Premise of the study: β-cyanoalanine synthase (β-CAS) and alternative oxidase (AOX) play important roles in the ability of plants to detoxify and tolerate hydrogen cyanide (HCN) stress.  These functions are critical for all plants, as HCN is produced at low levels during basic metabolic processes, but are likely to be especially important in cyanogenic species, which release high levels of HCN following tissue damage. However, their expression has not been examined in cyanogenic species, nor has it been compared between cyanogenic and acyanogenic genotypes within a species.

Methods: We used a natural polymorphism for cyanogenesis in white clover to examine β-CAS and Aox gene expression in relation to cyanogenesis-associated HCN exposure.  We identified all β-CAS and Aox gene copies present in the genome, including members of the Aox1, Aox2a and Aox2d subfamilies previously reported in legumes.  Expression levels were compared between cyanogenic and acyanogenic genotypes, and under conditions of leaf tissue damage compared to undamaged tissue.  

Key results: Results indicate that β-CAS and Aox2a expression are differentially elevated in cyanogenic genotypes, and that tissue damage is not required to induce this increased expression.  Aox2d, in contrast, appears to be upregulated as a generalized wounding response.

Conclusions: These findings suggest a heightened constitutive role for both HCN detoxification (via elevated β-CAS expression) and HCN-toxicity mitigation (via elevated Aox2a expression) in plants that are capable of cyanogenesis.  As such, freezing-induced cyanide autotoxicity is unlikely to be the primary selective factor in the evolution of climate-associated cyanogenesis clines.  

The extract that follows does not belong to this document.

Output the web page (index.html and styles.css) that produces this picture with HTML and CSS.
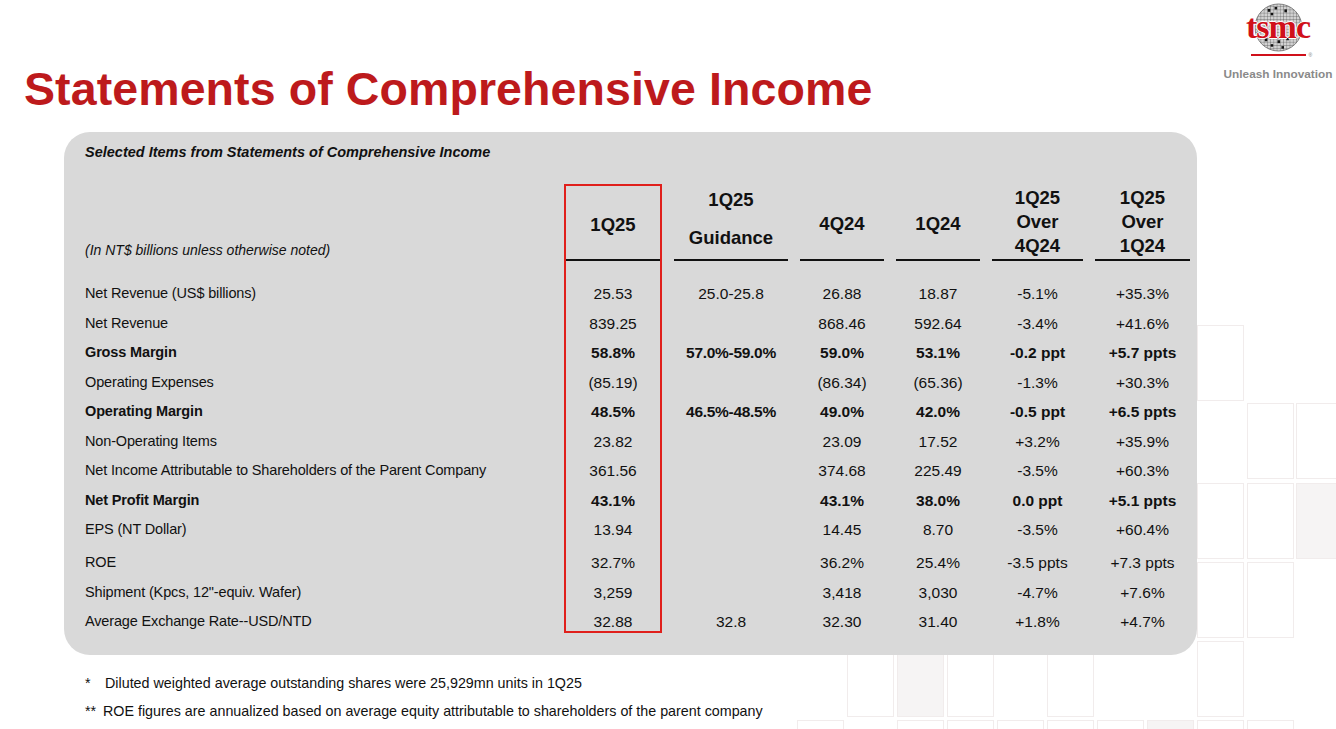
FILE: index.html
```html
<!DOCTYPE html>
<html lang="en">
<head>
<meta charset="utf-8">
<title>Statements of Comprehensive Income</title>
<link rel="stylesheet" href="styles.css">
</head>
<body>
<div class="bg-grid" aria-hidden="true">
  <span class="sq" style="left:1197px;top:325px"></span>
  <span class="sq" style="left:1247px;top:403px"></span>
  <span class="sq" style="left:1296px;top:403px"></span>
  <span class="sq" style="left:1197px;top:483px"></span>
  <span class="sq" style="left:1247px;top:483px"></span>
  <span class="sq fill" style="left:1296px;top:483px"></span>
  <span class="sq" style="left:1197px;top:562px"></span>
  <span class="sq" style="left:1247px;top:562px"></span>
  <span class="sq" style="left:1197px;top:641px"></span>
  <span class="sq" style="left:847px;top:641px"></span>
  <span class="sq fill" style="left:897px;top:641px"></span>
  <span class="sq" style="left:947px;top:641px"></span>
  <span class="sq" style="left:1047px;top:641px"></span>
  <span class="sq" style="left:797px;top:720px"></span>
  <span class="sq" style="left:897px;top:720px"></span>
  <span class="sq" style="left:947px;top:720px"></span>
  <span class="sq" style="left:997px;top:720px"></span>
  <span class="sq" style="left:1047px;top:720px"></span>
  <span class="sq" style="left:1097px;top:720px"></span>
  <span class="sq fill" style="left:1147px;top:720px"></span>
  <span class="sq" style="left:1197px;top:720px"></span>
  <span class="sq" style="left:1247px;top:720px"></span>
</div>

<header class="top">
  <h1 class="title">Statements of Comprehensive Income</h1>
  <div class="brand">
    <div class="wafer">
      <svg class="wafer-svg" viewBox="0 0 50 50" width="49" height="49">
        <defs>
          <clipPath id="wc"><circle cx="25" cy="25" r="24"/></clipPath>
          <pattern id="grid" width="3.3" height="3.3" patternUnits="userSpaceOnUse">
            <rect width="3.3" height="3.3" fill="#d2d2d2"/>
            <path d="M0 0H3.3M0 0V3.3" stroke="#444" stroke-width="0.6"/>
          </pattern>
        </defs>
        <circle cx="25" cy="25" r="24" fill="url(#grid)"/>
        <g clip-path="url(#wc)" fill="#111">
          <rect x="14" y="6" width="2.6" height="3"/>
          <rect x="21" y="4" width="2.6" height="2.6"/>
          <rect x="31" y="6.5" width="2.6" height="3"/>
          <rect x="17" y="10" width="2.6" height="2.6"/>
          <rect x="11" y="36" width="2.6" height="3"/>
          <rect x="24" y="38" width="2.6" height="3"/>
          <rect x="33" y="35" width="2.6" height="3"/>
          <rect x="17" y="42" width="2.6" height="2.6"/>
          <rect x="28" y="44" width="2.6" height="2.6"/>
        </g>
        <circle cx="25" cy="25" r="24" fill="none" stroke="#666" stroke-width="0.8"/>
      </svg>
      <span class="wordmark">tsmc</span>
    </div>
    <div class="brand-line"><span class="reg">®</span></div>
    <div class="tagline">Unleash Innovation</div>
  </div>
</header>

<section class="panel">
  <div class="panel-title">Selected Items from Statements of Comprehensive Income</div>
  <div class="table">
    <div class="col col-label">
      <div class="head head-label"><span class="note">(In NT$ billions unless otherwise noted)</span></div>
      <div class="body">
        <div class="cell">Net Revenue (US$ billions)</div>
        <div class="cell">Net Revenue</div>
        <div class="cell b">Gross Margin</div>
        <div class="cell">Operating Expenses</div>
        <div class="cell b">Operating Margin</div>
        <div class="cell">Non-Operating Items</div>
        <div class="cell">Net Income Attributable to Shareholders of the Parent Company</div>
        <div class="cell b">Net Profit Margin</div>
        <div class="cell">EPS (NT Dollar)</div>
        <div class="cell roe">ROE</div>
        <div class="cell">Shipment (Kpcs, 12"-equiv. Wafer)</div>
        <div class="cell last">Average Exchange Rate--USD/NTD</div>
      </div>
    </div>

    <div class="col col-num col-hl">
      <div class="head head-center"><span>1Q25</span></div>
      <div class="body">
        <div class="cell">25.53</div>
        <div class="cell">839.25</div>
        <div class="cell b">58.8%</div>
        <div class="cell">(85.19)</div>
        <div class="cell b">48.5%</div>
        <div class="cell">23.82</div>
        <div class="cell">361.56</div>
        <div class="cell b">43.1%</div>
        <div class="cell">13.94</div>
        <div class="cell roe">32.7%</div>
        <div class="cell">3,259</div>
        <div class="cell last">32.88</div>
      </div>
    </div>

    <div class="col col-num col-guid">
      <div class="head head-guid"><span>1Q25</span><span>Guidance</span></div>
      <div class="body">
        <div class="cell">25.0-25.8</div>
        <div class="cell"></div>
        <div class="cell b">57.0%-59.0%</div>
        <div class="cell"></div>
        <div class="cell b">46.5%-48.5%</div>
        <div class="cell"></div>
        <div class="cell"></div>
        <div class="cell"></div>
        <div class="cell"></div>
        <div class="cell roe"></div>
        <div class="cell"></div>
        <div class="cell last">32.8</div>
      </div>
    </div>

    <div class="col col-num col-q4">
      <div class="head head-center"><span>4Q24</span></div>
      <div class="body">
        <div class="cell">26.88</div>
        <div class="cell">868.46</div>
        <div class="cell b">59.0%</div>
        <div class="cell">(86.34)</div>
        <div class="cell b">49.0%</div>
        <div class="cell">23.09</div>
        <div class="cell">374.68</div>
        <div class="cell b">43.1%</div>
        <div class="cell">14.45</div>
        <div class="cell roe">36.2%</div>
        <div class="cell">3,418</div>
        <div class="cell last">32.30</div>
      </div>
    </div>

    <div class="col col-num col-q1">
      <div class="head head-center"><span>1Q24</span></div>
      <div class="body">
        <div class="cell">18.87</div>
        <div class="cell">592.64</div>
        <div class="cell b">53.1%</div>
        <div class="cell">(65.36)</div>
        <div class="cell b">42.0%</div>
        <div class="cell">17.52</div>
        <div class="cell">225.49</div>
        <div class="cell b">38.0%</div>
        <div class="cell">8.70</div>
        <div class="cell roe">25.4%</div>
        <div class="cell">3,030</div>
        <div class="cell last">31.40</div>
      </div>
    </div>

    <div class="col col-num col-o4">
      <div class="head head-stack"><span>1Q25</span><span>Over</span><span>4Q24</span></div>
      <div class="body">
        <div class="cell">-5.1%</div>
        <div class="cell">-3.4%</div>
        <div class="cell b">-0.2 ppt</div>
        <div class="cell">-1.3%</div>
        <div class="cell b">-0.5 ppt</div>
        <div class="cell">+3.2%</div>
        <div class="cell">-3.5%</div>
        <div class="cell b">0.0 ppt</div>
        <div class="cell">-3.5%</div>
        <div class="cell roe">-3.5 ppts</div>
        <div class="cell">-4.7%</div>
        <div class="cell last">+1.8%</div>
      </div>
    </div>

    <div class="col col-num col-o1">
      <div class="head head-stack"><span>1Q25</span><span>Over</span><span>1Q24</span></div>
      <div class="body">
        <div class="cell">+35.3%</div>
        <div class="cell">+41.6%</div>
        <div class="cell b">+5.7 ppts</div>
        <div class="cell">+30.3%</div>
        <div class="cell b">+6.5 ppts</div>
        <div class="cell">+35.9%</div>
        <div class="cell">+60.3%</div>
        <div class="cell b">+5.1 ppts</div>
        <div class="cell">+60.4%</div>
        <div class="cell roe">+7.3 ppts</div>
        <div class="cell">+7.6%</div>
        <div class="cell last">+4.7%</div>
      </div>
    </div>
  </div>
</section>

<footer class="notes">
  <p class="fn"><span class="mark mark1">*</span><span>Diluted weighted average outstanding shares were 25,929mn units in 1Q25</span></p>
  <p class="fn"><span class="mark mark2">**</span><span>ROE figures are annualized based on average equity attributable to shareholders of the parent company</span></p>
</footer>
</body>
</html>
```

FILE: styles.css
```css
* { box-sizing: border-box; }

html, body {
  margin: 0;
  padding: 0;
}

body {
  width: 1336px;
  height: 729px;
  overflow: hidden;
  position: relative;
  background: #ffffff;
  color: #111111;
  font-family: "Liberation Sans", Arial, sans-serif;
}

/* decorative faint background squares */
.bg-grid {
  position: absolute;
  inset: 0;
  z-index: 0;
  overflow: hidden;
  pointer-events: none;
}
.sq {
  position: absolute;
  width: 47px;
  height: 76px;
  border: 1px solid #f1ecec;
}
.sq.fill { background: #f6f4f4; }

/* header */
.top {
  position: relative;
  z-index: 1;
  display: flex;
  justify-content: space-between;
  align-items: flex-start;
  height: 111px;
}
.title {
  margin: 66px 0 0 24px;
  font-size: 46.5px;
  line-height: 47px;
  font-weight: 700;
  color: #bd1a1c;
  letter-spacing: 0.1px;
}

.brand {
  width: 116px;
  display: flex;
  flex-direction: column;
  align-items: center;
  padding-top: 3px;
}
.wafer {
  position: relative;
  width: 68px;
  height: 49px;
  display: flex;
  justify-content: center;
}
.wafer-svg { display: block; }
.wordmark {
  position: absolute;
  left: -4px;
  right: -4px;
  top: 9px;
  text-align: center;
  font-family: "Liberation Serif", "Times New Roman", serif;
  font-weight: 700;
  font-size: 34px;
  line-height: 30px;
  letter-spacing: -1px;
  color: #d0101a;
  text-shadow: 1px 0 0 #fff, -1px 0 0 #fff, 0 1px 0 #fff, 0 -1px 0 #fff;
}
.brand-line {
  position: relative;
  margin-top: 2px;
  width: 55px;
  height: 2px;
  background: #d0101a;
}
.reg {
  position: absolute;
  left: 58px;
  top: -1px;
  font-size: 5px;
  line-height: 5px;
  color: #777;
}
.tagline {
  margin-top: 11px;
  font-size: 11.8px;
  line-height: 14px;
  font-weight: 700;
  color: #8a8a8a;
  white-space: nowrap;
}

/* panel */
.panel {
  position: relative;
  z-index: 1;
  margin: 21px 0 0 64px;
  width: 1133px;
  height: 523px;
  background: #d9d9d9;
  border-radius: 26px;
  padding: 10px 0 0 21px;
}
.panel-title {
  font-size: 14.5px;
  line-height: 20px;
  font-weight: 700;
  font-style: italic;
  color: #111;
}

.table {
  margin-top: 22px;
  display: flex;
  gap: 12px;
  align-items: flex-start;
}
.col { flex: none; }
.col-label { width: 467px; }
.col-hl { width: 98px; }
.col-guid { width: 114px; }
.col-q4 { width: 84px; }
.col-q1 { width: 84px; }
.col-o4 { width: 91px; }
.col-o1 { width: 95px; }

.head {
  height: 77px;
  border-bottom: 2px solid #111;
  display: flex;
  flex-direction: column;
  align-items: center;
  font-size: 18.5px;
  font-weight: 700;
  color: #111;
}
.head-label {
  border-bottom-color: transparent;
  align-items: flex-start;
  justify-content: flex-end;
}
.note {
  font-size: 14px;
  line-height: 18px;
  font-style: italic;
  font-weight: 400;
}
.head-center {
  justify-content: center;
  padding-top: 5px;
  line-height: 24px;
}
.head-guid {
  justify-content: flex-start;
  padding-top: 4px;
  line-height: 24px;
  row-gap: 14px;
}
.head-stack {
  justify-content: flex-end;
  padding-bottom: 1px;
  line-height: 24px;
}

.col-hl {
  border: 2px solid #e0201c;
}
.col-hl .head {
  height: 75px;
}

.body {
  padding-top: 18px;
}
.cell {
  height: 29.5px;
  line-height: 29.5px;
  white-space: nowrap;
}
.cell.roe {
  height: 33px;
  padding-top: 3.5px;
}
.cell.last {
  height: 24px;
}
.cell.b { font-weight: 700; }

.col-label .cell {
  font-size: 14.5px;
  letter-spacing: -0.15px;
}
.col-num .cell {
  text-align: center;
  font-size: 15.5px;
}
.col-guid .cell.b { letter-spacing: -0.3px; }

/* footnotes */
.notes {
  position: relative;
  z-index: 1;
  margin: 19px 0 0 85px;
  font-size: 14.3px;
  color: #111;
}
.fn {
  margin: 0;
  height: 28px;
  line-height: 18px;
  display: flex;
}
.mark { display: inline-block; }
.mark1 { width: 20px; }
.mark2 { width: 18px; }
```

All qPCR protocols followed MIQE guidelines, including for numbers of biological and technical replicates and reaction optimization protocols.  Gene expression level was quantified using the CFX96 Real-Time PCR Detection System (BIO-RAD, Hercules, California, USA). For all genes, reactions included 1× iTaq™ Universal SYBR^® Green Supermix, 0.5 µM (0.3 µM for β-CAS) forward primer, 0.5 µM (0.3 µM for β-CAS) reverse primer and 4-10 ng cDNA in a 20 µL reaction volume. Ef1α was used as the reference gene. PCR conditions followed the standard SYBR® Green cycle in CFX96 Real-Time PCR Detection System with slight modifications to maximize reaction efficiency: 95°C for 30 s, then [95°C for 5 s, 60°C (63°C for β-CAS) for 30 s] × 40 cycles. Three technical replicates were applied to each cDNA of the sample. The data were analyzed by the ΔΔC_T method with efficiency calibration in CFX Maestro™ Software (BIO-RAD, Hercules, California, USA) according to the manufacturer’s instructions.